— Written problem —
Report every line from the material that contains the word "screenshot".

— Input —
◇ ◇ ◇

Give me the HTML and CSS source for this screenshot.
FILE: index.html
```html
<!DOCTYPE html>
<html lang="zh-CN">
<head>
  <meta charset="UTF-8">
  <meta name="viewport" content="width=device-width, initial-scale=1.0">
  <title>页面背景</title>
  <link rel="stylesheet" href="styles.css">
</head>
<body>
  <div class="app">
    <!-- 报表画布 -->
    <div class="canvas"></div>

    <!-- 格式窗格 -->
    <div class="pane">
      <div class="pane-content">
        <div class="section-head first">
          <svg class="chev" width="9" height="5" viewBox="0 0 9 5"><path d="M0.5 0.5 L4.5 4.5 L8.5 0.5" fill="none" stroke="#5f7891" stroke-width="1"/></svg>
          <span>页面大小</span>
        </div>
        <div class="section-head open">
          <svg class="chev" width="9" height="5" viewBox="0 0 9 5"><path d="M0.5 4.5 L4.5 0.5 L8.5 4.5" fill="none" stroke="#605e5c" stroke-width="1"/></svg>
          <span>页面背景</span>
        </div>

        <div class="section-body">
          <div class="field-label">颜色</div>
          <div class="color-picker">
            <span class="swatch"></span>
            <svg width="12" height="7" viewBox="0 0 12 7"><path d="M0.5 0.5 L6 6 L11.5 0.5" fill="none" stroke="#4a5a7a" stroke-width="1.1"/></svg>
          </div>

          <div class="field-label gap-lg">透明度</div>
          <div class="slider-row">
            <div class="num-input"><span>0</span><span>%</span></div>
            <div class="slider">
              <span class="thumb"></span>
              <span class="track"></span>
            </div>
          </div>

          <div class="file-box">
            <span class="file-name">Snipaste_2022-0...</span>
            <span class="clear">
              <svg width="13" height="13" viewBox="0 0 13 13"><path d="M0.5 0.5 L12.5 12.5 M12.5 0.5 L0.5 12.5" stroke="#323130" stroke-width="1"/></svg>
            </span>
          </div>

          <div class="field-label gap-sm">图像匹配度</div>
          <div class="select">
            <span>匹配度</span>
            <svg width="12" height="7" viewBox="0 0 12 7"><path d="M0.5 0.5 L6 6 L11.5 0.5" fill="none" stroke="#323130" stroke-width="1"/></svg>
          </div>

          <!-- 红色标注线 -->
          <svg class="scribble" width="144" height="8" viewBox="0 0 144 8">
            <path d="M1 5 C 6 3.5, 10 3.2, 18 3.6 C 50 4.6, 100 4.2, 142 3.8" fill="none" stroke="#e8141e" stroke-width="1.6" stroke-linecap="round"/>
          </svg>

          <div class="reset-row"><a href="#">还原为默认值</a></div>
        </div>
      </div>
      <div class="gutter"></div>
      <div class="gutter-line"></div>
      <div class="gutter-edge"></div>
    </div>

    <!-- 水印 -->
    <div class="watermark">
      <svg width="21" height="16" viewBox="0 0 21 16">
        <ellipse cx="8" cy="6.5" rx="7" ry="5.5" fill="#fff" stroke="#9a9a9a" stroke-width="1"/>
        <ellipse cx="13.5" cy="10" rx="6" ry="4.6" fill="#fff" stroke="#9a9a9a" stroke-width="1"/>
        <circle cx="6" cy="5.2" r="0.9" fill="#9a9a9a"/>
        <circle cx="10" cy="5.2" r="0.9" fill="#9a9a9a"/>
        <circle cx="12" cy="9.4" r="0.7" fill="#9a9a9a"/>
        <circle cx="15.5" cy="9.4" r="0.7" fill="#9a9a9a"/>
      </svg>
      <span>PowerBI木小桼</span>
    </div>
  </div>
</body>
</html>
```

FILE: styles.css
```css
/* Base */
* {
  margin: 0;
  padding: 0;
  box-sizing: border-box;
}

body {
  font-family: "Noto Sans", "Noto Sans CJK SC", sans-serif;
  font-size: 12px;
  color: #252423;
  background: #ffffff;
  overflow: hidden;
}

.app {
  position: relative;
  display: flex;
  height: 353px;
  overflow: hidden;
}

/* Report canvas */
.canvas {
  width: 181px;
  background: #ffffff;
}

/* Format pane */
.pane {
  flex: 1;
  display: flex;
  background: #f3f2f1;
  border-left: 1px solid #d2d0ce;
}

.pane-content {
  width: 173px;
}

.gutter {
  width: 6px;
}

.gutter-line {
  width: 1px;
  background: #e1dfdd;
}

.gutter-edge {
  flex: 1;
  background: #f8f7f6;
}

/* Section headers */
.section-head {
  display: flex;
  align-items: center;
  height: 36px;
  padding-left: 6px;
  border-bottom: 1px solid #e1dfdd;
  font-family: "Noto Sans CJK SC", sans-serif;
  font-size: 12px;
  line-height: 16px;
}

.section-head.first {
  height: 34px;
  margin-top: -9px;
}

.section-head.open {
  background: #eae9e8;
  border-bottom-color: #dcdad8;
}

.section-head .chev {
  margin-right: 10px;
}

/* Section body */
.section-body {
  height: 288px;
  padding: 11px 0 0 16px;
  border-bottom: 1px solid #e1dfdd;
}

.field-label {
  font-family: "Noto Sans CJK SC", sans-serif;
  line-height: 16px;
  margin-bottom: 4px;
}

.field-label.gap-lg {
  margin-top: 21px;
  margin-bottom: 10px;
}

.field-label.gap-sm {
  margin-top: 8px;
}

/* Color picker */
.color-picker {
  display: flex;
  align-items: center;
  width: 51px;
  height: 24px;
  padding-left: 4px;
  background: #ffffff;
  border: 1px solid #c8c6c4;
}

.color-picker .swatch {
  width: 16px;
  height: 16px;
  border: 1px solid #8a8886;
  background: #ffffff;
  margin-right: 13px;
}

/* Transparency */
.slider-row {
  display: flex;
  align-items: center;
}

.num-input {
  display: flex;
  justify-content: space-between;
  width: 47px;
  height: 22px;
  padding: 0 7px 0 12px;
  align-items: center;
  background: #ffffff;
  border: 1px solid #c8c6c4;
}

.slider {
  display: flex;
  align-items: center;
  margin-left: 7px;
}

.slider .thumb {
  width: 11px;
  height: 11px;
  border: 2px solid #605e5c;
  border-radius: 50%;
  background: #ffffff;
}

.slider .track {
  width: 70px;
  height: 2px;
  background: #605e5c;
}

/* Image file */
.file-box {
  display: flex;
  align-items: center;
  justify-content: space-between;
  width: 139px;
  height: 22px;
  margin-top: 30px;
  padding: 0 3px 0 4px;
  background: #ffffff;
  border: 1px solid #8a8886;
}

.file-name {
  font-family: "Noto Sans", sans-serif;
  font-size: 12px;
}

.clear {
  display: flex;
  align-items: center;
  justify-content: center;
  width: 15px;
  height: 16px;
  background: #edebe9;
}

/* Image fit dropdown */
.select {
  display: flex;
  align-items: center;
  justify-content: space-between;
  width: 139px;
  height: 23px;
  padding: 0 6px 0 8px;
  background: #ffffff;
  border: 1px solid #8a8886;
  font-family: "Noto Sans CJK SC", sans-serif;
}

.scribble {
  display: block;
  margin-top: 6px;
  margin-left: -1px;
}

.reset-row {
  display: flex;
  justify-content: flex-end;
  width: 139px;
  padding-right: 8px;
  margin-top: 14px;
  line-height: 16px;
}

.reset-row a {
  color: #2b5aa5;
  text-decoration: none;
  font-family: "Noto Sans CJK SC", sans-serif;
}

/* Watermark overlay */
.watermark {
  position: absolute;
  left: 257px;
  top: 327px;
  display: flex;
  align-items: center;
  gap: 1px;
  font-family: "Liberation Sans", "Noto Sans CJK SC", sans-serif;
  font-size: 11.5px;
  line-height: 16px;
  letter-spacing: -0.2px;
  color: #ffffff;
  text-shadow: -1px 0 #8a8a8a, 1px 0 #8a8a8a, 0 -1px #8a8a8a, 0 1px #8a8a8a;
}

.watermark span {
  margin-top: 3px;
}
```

◇ ◇ ◇

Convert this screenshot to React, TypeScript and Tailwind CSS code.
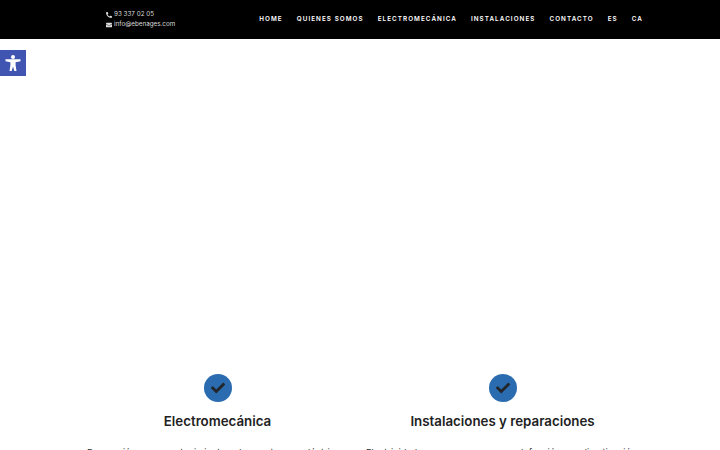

◇ ◇ ◇

— Exercise answer —
Give me the HTML and CSS source for this screenshot.
Convert this screenshot to React, TypeScript and Tailwind CSS code.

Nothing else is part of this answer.